Most people dream of owning their own home or buying the car of their dreams. However, these are expensive purchases that require planning and budgeting. The average person can’t walk in and pay cash for a house or car. Most people choose to start out by saving for a down payment and then working out a budge to ensure that they can afford the monthly expense. The tips below provide some advice on making big ticket purchases without breaking the bank.
One of the most important things young adults need to learn about is their credit score. Too many young people aren’t taught this and start accepting every credit card offer that comes in the mail. Soon, they are sitting on a mountain of debt they can’t pay and their credit score will suffer. Often they don’t even realize this until they go to purchase a house or car and can’t qualify for a loan.
Parents and teachers need to explain this to students before they enter the real world of finances. Adults already on their own need to protect their credit score and make sure all of their accounts are up-to-date and paid in a timely fashion. Interest rates and even the ability to qualify for loans are highly dependent on having good credit. Individuals should use sites like Freecreditscore.com or Annualcreditreport.com to determine their current credit status.

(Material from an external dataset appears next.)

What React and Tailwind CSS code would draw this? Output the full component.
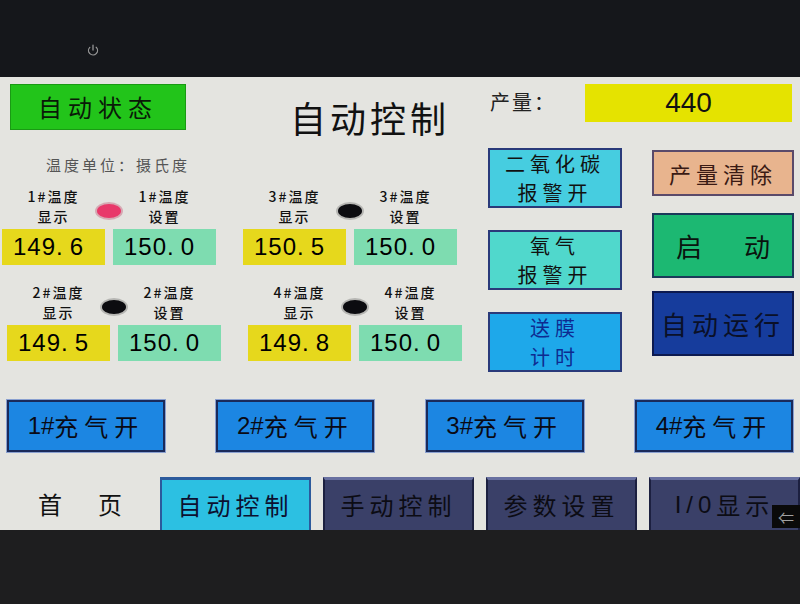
import { Power } from "lucide-react";

const cjk = { fontFamily: '"Noto Sans CJK SC", "Noto Sans", sans-serif' };
const num = { fontFamily: '"Liberation Sans", Arial, sans-serif' };

function Value({ text, bg }) {
  const [a, b] = text.split(".");
  return (
    <div
      className={`h-[36px] w-[103px] flex items-center pl-[11px] text-[24px] text-black ${bg}`}
      style={num}
    >
      <span className="tracking-[1px]">{a}</span>
      <span className="pr-[7px]">.</span>
      <span>{b}</span>
    </div>
  );
}

function Lamp({ on }) {
  return (
    <div className="w-2 flex justify-center">
      <div
        className={`shrink-0 mt-[9px] w-[24px] h-[14px] rounded-[50%] ${
          on
            ? "bg-[#e8386a] ring-2 ring-[#c05070]/40"
            : "bg-[#0c0c10] ring-2 ring-black/20"
        }`}
      />
    </div>
  );
}

function TempGroup({ n, cur, set, on }) {
  return (
    <div className="flex flex-col">
      <div className="flex items-center h-[40px] text-[14px] leading-[20px] tracking-[2px] font-medium text-[#111]">
        <div className="w-[103px] text-center">
          <div>{n}#温度</div>
          <div>显示</div>
        </div>
        <Lamp on={on} />
        <div className="w-[103px] text-center">
          <div>{n}#温度</div>
          <div>设置</div>
        </div>
      </div>
      <div className="flex gap-2 mt-[3px]">
        <Value text={cur} bg="bg-[#e6d81c]" />
        <Value text={set} bg="bg-[#7edcb0]" />
      </div>
    </div>
  );
}

function SideBtn({ lines, bg, color = "text-[#111]", className = "" }) {
  return (
    <div
      className={`flex flex-col items-center justify-center border-2 border-[#2a3a7a] text-[20px] leading-[29px] tracking-[5px] ${bg} ${color} ${className}`}
    >
      {lines.map((l) => (
        <div key={l}>{l}</div>
      ))}
    </div>
  );
}

function GasBtn({ n }) {
  return (
    <div className="w-[158px] h-[52px] bg-[#1c86e2] border-2 border-[#1a2a5a] outline outline-1 outline-[#8aa0d0] flex items-center justify-center text-[24px] text-[#0a0a14]">
      <span style={num}>{n}#</span>
      <span className="tracking-[6px]">充气开</span>
    </div>
  );
}

function NavBtn({ label, active }) {
  return (
    <div
      className={`w-[151px] h-[53px] flex items-center justify-center text-[24px] tracking-[5px] border-t-[3px] border-x-2 ${
        active
          ? "bg-[#2cc0e2] border-[#2c5a9c] text-[#0c1030]"
          : "bg-[#3a4068] border-t-[#6870a0] border-x-[#1c2040] text-[#0c0c14]"
      }`}
    >
      {label}
    </div>
  );
}

export default function App() {
  return (
    <div className="w-[800px] h-[604px] flex flex-col bg-[#1e1e1f] overflow-hidden" style={cjk}>
      <div className="h-[77px] bg-[#15171b] flex items-start">
        <Power size={12} strokeWidth={2.5} className="ml-[87px] mt-[44px] text-[#9a9a9a]" />
      </div>

      <div className="h-[453px] bg-[#e4e4e0] flex flex-col">
        {/* header */}
        <div className="h-[71px] flex items-start">
          <div className="ml-[10px] mt-[7px] w-[176px] h-[46px] bg-[#22c41a] border border-[#1a9a14] flex items-center justify-center text-[24px] tracking-[6px] text-[#0a1a08]">
            自动状态
          </div>
          <div className="ml-[104px] mt-[17px] w-[180px] text-[36px] leading-[46px] tracking-[4px] text-[#111]">
            自动控制
          </div>
          <div className="ml-[20px] mt-[12px] w-[70px] text-[20px] leading-[26px] tracking-[2px] text-[#222]">
            产量：
          </div>
          <div
            className="ml-[25px] mt-[7px] w-[207px] h-[38px] bg-[#e5e300] flex items-center justify-center text-[28px] text-[#111]"
            style={num}
          >
            440
          </div>
        </div>

        {/* main */}
        <div className="h-[224px] flex items-start">
          <div className="w-[488px] flex flex-col">
            <div className="ml-[46px] mt-[8px] text-[15px] leading-[17px] tracking-[3px] text-[#555]">
              温度单位：摄氏度
            </div>
            <div className="flex gap-[27px] ml-[2px] mt-[13px]">
              <TempGroup n={1} cur="149.6" set="150.0" on />
              <TempGroup n={3} cur="150.5" set="150.0" />
            </div>
            <div className="flex gap-[27px] ml-[7px] mt-[17px]">
              <TempGroup n={2} cur="149.5" set="150.0" />
              <TempGroup n={4} cur="149.8" set="150.0" />
            </div>
          </div>

          <div className="w-[134px] flex flex-col gap-[22px]">
            <SideBtn lines={["二氧化碳", "报警开"]} bg="bg-[#46cde0]" className="h-[60px]" />
            <SideBtn lines={["氧气", "报警开"]} bg="bg-[#50d8cc]" className="h-[60px]" />
            <SideBtn
              lines={["送膜", "计时"]}
              bg="bg-[#1ea8ea]"
              color="text-[#0e2a90]"
              className="h-[60px]"
            />
          </div>

          <div className="ml-[30px] w-[142px] flex flex-col">
            <div className="mt-[2px] h-[46px] bg-[#e8b48e] border-2 border-[#5a4a6a] flex items-center justify-center text-[22px] tracking-[5px] text-[#3a1a14]">
              产量清除
            </div>
            <div className="mt-[17px] h-[65px] bg-[#1cb872] border-2 border-[#1a3a5a] flex items-center justify-between px-[22px] text-[26px] text-[#0a140e]">
              <span>启</span>
              <span>动</span>
            </div>
            <div className="mt-[13px] h-[65px] bg-[#163c9c] border-2 border-[#0c1a50] flex items-center justify-center text-[26px] tracking-[5px] text-[#0a1028]">
              自动运行
            </div>
          </div>
        </div>

        {/* gas row */}
        <div className="mt-[28px] h-[52px] px-[7px] flex justify-between">
          <GasBtn n={1} />
          <GasBtn n={2} />
          <GasBtn n={3} />
          <GasBtn n={4} />
        </div>

        {/* nav */}
        <div className="mt-[25px] h-[53px] flex items-end relative">
          <div className="w-[160px] h-full flex items-center justify-center gap-[36px] text-[24px] text-[#111]">
            <span>首</span>
            <span>页</span>
          </div>
          <div className="flex gap-[12px]">
            <NavBtn label="自动控制" active />
            <NavBtn label="手动控制" />
            <NavBtn label="参数设置" />
            <NavBtn label={<><span style={num}>I/0</span>显示</>} />
          </div>
          <div className="absolute right-0 bottom-[2px] w-[28px] h-[23px] bg-[#0a0a0a] flex items-center justify-center text-[16px] text-[#a0a0a0]">
            ⇐
          </div>
        </div>
      </div>
    </div>
  );
}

It is a good idea to start saving for a down payment for that house or car before going shopping for it. Car loans typically require 10 percent down unless the buyer has excellent credit. If for any reason the consumer has bad credit, they can still find sites like Autocreditexpress.com that will help you determine the right payment option to fit your budget. Regardless of how much money is required as a down payment, more is better. A large down payment means smaller monthly payments that are much easier to budget.
If a large purchase is on the horizon, start saving money early. It’s easier than most people think to put away extra money. Some idea to start a savings:
- Skip the latte on the way to work and put that money in savings.
- Pack lunch and only eat out occasionally.
- Rent or stream movies instead of going out.
- Invite friends over for games and drinks, much less expensive than going to bars.
It’s not hard to find ways to cut back and put money away for a down payment. Plus, when it comes time to make payments every month, a working plan for saving is already in progress.
Before making an expensive purchase, it is important to create a budget. To decide the correct periodic payment, start out with a spreadsheet that lists all monthly debt and income. Determine how much money is left after all necessary bills are paid. Make sure to account for groceries, gas, and other essentials. The money that is left can be applied to a new payment. However, the payment should not be the entire amount that is left. There should be money for emergencies. It may take some skillful planning and foregoing leisure activities to make the purchase fit the budget, but if it is wanted badly enough, it can be done.
Finally, before making any major investment, it is important to have a savings account for emergencies. Medical emergencies, job loss, and other factors could cause budgets to become obsolete. In order to ensure that payments are made, a savings account should be a necessity. There are varying opinions on how much one should save, but most financial experts agree that a savings account should have enough money to last from nine months to one year. While this is not practical for most people, an emergency savings should be in place to help when necessary.
Buying a new car or a house is a huge accomplishment that can be done with ease as long as planning and budgeting are used. Create a plan on how to save for the down payment, create a budget to stay on track with payments, and always have an emergency savings account to keep payments current. Following these simple tips will make it possible to have that new car or house.
We are planning for some big ‘ticket items’ in the next years: a car for my husband, a van for us to travel etc. We plan on saving the money for these both and buy them with cash. It’s something we’d like to have solved in 3-4 years time, so we should have plenty of time to save and then buy them both.
Travis @Debtchronicles says
Another thing to remember is to not make other purchases that would make your debt to income ration worse. I remember when we were talking with our mortgage broker about our first home, she warned us to not look at buying a car, or anything else that would go on a line of credit because that could affect our mortgage qualification.